Quand on doit annoncer une bonne et une mauvaise nouvelle, on commence par la seconde, c’est connu.
Donc, la mauvaise nouvelle, c’est l’augmentation brutale de la misère, chez nous, où le nombre de personnes qui vivent au-dessous du seuil de pauvreté se situe, désormais, autour de 8 millions.
La bonne nouvelle, maintenant : selon les calculs d’une grande banque suisse, à peu près 9 % des millionnaires en dollars qui vivent dans le monde habiteraient la France, ce qui est un bon chiffre. Certes, les pauvres sont plus nombreux, mais peut-être pas autant qu’on ne le pensait. Et du coup, les perspectives de rapprochement paraissent beaucoup moins chimériques.
On connaît les vertus des pauvres : simplicité, frugalité, tempérance. Au point que, si la sagesse allait de pair avec le dénuement, les indigents sauteraient de bonheur. Les riches, on le sait par les Évangiles, ont plus de mal à monter au ciel. Et pourtant, comme nous le démontre le succès du film monacal Des hommes et des dieux, les riches qui font vœu de pauvreté parviennent généralement mieux à leurs fins que les pauvres qui font vœu de richesse, ce qui prouve que la vertu existe aussi dans les beaux quartiers. Mais là réside sans doute le vrai problème, qui vient principalement d’un éloignement géographique : les riches semblent tenir à habiter les quartiers riches, tandis que les pauvres demeurent obstinément accrochés à leurs quartiers pauvres. Heureusement, il y a les week-ends.

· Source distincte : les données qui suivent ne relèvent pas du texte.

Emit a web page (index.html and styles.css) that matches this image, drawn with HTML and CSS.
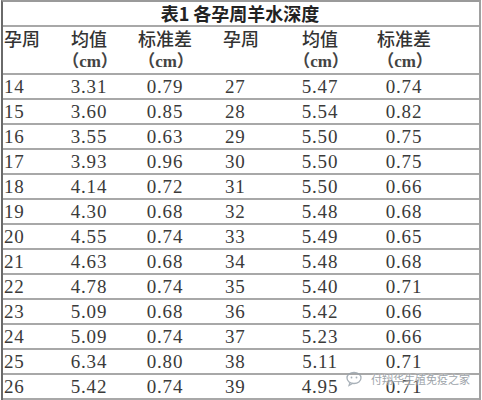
FILE: index.html
```html
<!DOCTYPE html>
<html lang="zh">
<head>
<meta charset="utf-8">
<link rel="stylesheet" href="styles.css">
</head>
<body>
<div class="table">
  <div class="title">表1 各孕周羊水深度</div>
  <div class="row head">
    <div class="c c1">孕周</div>
    <div class="c cc">均值<span class="unit">（cm）</span></div>
    <div class="c cc">标准差<span class="unit">（cm）</span></div>
    <div class="c c4">孕周</div>
    <div class="c cc">均值<span class="unit">（cm）</span></div>
    <div class="c cc">标准差<span class="unit">（cm）</span></div>
    <div class="c"></div>
  </div>
  <div class="row"><div class="c c1">14</div><div class="c cc">3.31</div><div class="c cc">0.79</div><div class="c c4">27</div><div class="c cc">5.47</div><div class="c cc">0.74</div><div class="c"></div></div>
  <div class="row"><div class="c c1">15</div><div class="c cc">3.60</div><div class="c cc">0.85</div><div class="c c4">28</div><div class="c cc">5.54</div><div class="c cc">0.82</div><div class="c"></div></div>
  <div class="row"><div class="c c1">16</div><div class="c cc">3.55</div><div class="c cc">0.63</div><div class="c c4">29</div><div class="c cc">5.50</div><div class="c cc">0.75</div><div class="c"></div></div>
  <div class="row"><div class="c c1">17</div><div class="c cc">3.93</div><div class="c cc">0.96</div><div class="c c4">30</div><div class="c cc">5.50</div><div class="c cc">0.75</div><div class="c"></div></div>
  <div class="row"><div class="c c1">18</div><div class="c cc">4.14</div><div class="c cc">0.72</div><div class="c c4">31</div><div class="c cc">5.50</div><div class="c cc">0.66</div><div class="c"></div></div>
  <div class="row"><div class="c c1">19</div><div class="c cc">4.30</div><div class="c cc">0.68</div><div class="c c4">32</div><div class="c cc">5.48</div><div class="c cc">0.68</div><div class="c"></div></div>
  <div class="row"><div class="c c1">20</div><div class="c cc">4.55</div><div class="c cc">0.74</div><div class="c c4">33</div><div class="c cc">5.49</div><div class="c cc">0.65</div><div class="c"></div></div>
  <div class="row"><div class="c c1">21</div><div class="c cc">4.63</div><div class="c cc">0.68</div><div class="c c4">34</div><div class="c cc">5.48</div><div class="c cc">0.68</div><div class="c"></div></div>
  <div class="row"><div class="c c1">22</div><div class="c cc">4.78</div><div class="c cc">0.74</div><div class="c c4">35</div><div class="c cc">5.40</div><div class="c cc">0.71</div><div class="c"></div></div>
  <div class="row"><div class="c c1">23</div><div class="c cc">5.09</div><div class="c cc">0.68</div><div class="c c4">36</div><div class="c cc">5.42</div><div class="c cc">0.66</div><div class="c"></div></div>
  <div class="row"><div class="c c1">24</div><div class="c cc">5.09</div><div class="c cc">0.74</div><div class="c c4">37</div><div class="c cc">5.23</div><div class="c cc">0.66</div><div class="c"></div></div>
  <div class="row"><div class="c c1">25</div><div class="c cc">6.34</div><div class="c cc">0.80</div><div class="c c4">38</div><div class="c cc">5.11</div><div class="c cc">0.71</div><div class="c"></div></div>
  <div class="row"><div class="c c1">26</div><div class="c cc">5.42</div><div class="c cc">0.74</div><div class="c c4">39</div><div class="c cc">4.95</div><div class="c cc">0.71</div><div class="c"></div></div>
  <div class="watermark">
    <svg class="wm-icon" width="20" height="16" viewBox="0 0 20 16">
      <ellipse cx="8" cy="7" rx="7" ry="5.5" fill="none" stroke="#9aa4ad" stroke-width="1.3"/>
      <path d="M4 11.5 L3 14.5 L7 12.3" fill="none" stroke="#9aa4ad" stroke-width="1.2"/>
      <circle cx="5.5" cy="6.5" r="0.9" fill="#9aa4ad"/>
      <circle cx="10.5" cy="6.5" r="0.9" fill="#9aa4ad"/>
    </svg>
    <span class="wm-text">付翔华生殖免疫之家</span>
  </div>
</div>
</body>
</html>
```

FILE: styles.css
```css
html, body {
  margin: 0;
  padding: 0;
  background: #ffffff;
}
.table {
  position: relative;
  margin-left: 1px;
  width: 476px;
  border-top: 2px solid #9a9a9a;
  border-left: 2px solid #6a6a6a;
  border-right: 2px solid #a0a0a0;
  font-family: "Liberation Serif", "Noto Sans CJK SC", serif;
  color: #3a3a3a;
}
.title {
  height: 23px;
  line-height: 23px;
  text-align: center;
  font-family: "Noto Sans CJK SC", sans-serif;
  font-weight: 700;
  font-size: 18px;
  color: #222;
  border-bottom: 2px solid #a8a8a8;
  padding-right: 2px;
}
.row {
  display: grid;
  grid-template-columns: 49px 74px 78px 76px 80px 88px 1fr;
  height: 23px;
  border-bottom: 2px solid #a8a8a8;
}
.row.head {
  height: 46px;
}
.c {
  font-size: 19px;
  line-height: 23px;
  letter-spacing: 0.8px;
  white-space: nowrap;
}
.c1 {
  padding-left: 1px;
}
.c4 {
  padding-left: 21px;
}
.cc {
  text-align: center;
}
.head .c {
  font-family: "Noto Sans CJK SC", sans-serif;
  font-size: 18px;
  font-weight: 500;
  letter-spacing: 0;
  color: #333;
  display: flex;
  flex-direction: column;
  align-items: center;
}
.head .c1, .head .c4 {
  align-items: flex-start;
}
.head .c4 {
  padding-left: 19px;
}
.unit {
  font-family: "Liberation Serif", "Noto Sans CJK SC", serif;
  font-size: 17px;
  font-weight: 700;
  line-height: 23px;
  color: #444;
  padding-left: 2px;
}
.watermark {
  position: absolute;
  left: 343px;
  top: 369px;
  display: flex;
  align-items: center;
  gap: 5px;
  opacity: 0.85;
}
.wm-text {
  font-family: "Noto Sans CJK SC", sans-serif;
  font-size: 11px;
  color: #8e959c;
  text-shadow: 0 0 2px #fff, 0 0 2px #fff;
  letter-spacing: 0;
}
```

Que n’organise-t-on des rencontres, des pique-niques, des sorties, des pince-fesses qui mettraient ces deux groupes en présence et les aideraient à vaincre une timidité bien naturelle ? Les réseaux sociaux comme Facebook pourraient y aider. Ainsi verra-t-on les barrières naguère infranchissables s’effondrer, ou du moins s’effriter. Il est 3 heures du matin. Dans la pénombre d’une boîte de nuit, Marcel Gaulard, délégué syndical SUD-Rail dans un service public bien connu, danse, soudé contre Isabelle du Rabot, directrice des ressources humaines dans une entreprise du CAC 40. Lui, soudain : « Excusez mon trouble… C’est la première fois que j’embrasse une suppôt du grand capital. » Elle : « Voyons, mon ami. Qu’est-ce qui nous sépare ? Quelques milliers d’euros par mois… » Lui : « … et deux siècles de luttes ! »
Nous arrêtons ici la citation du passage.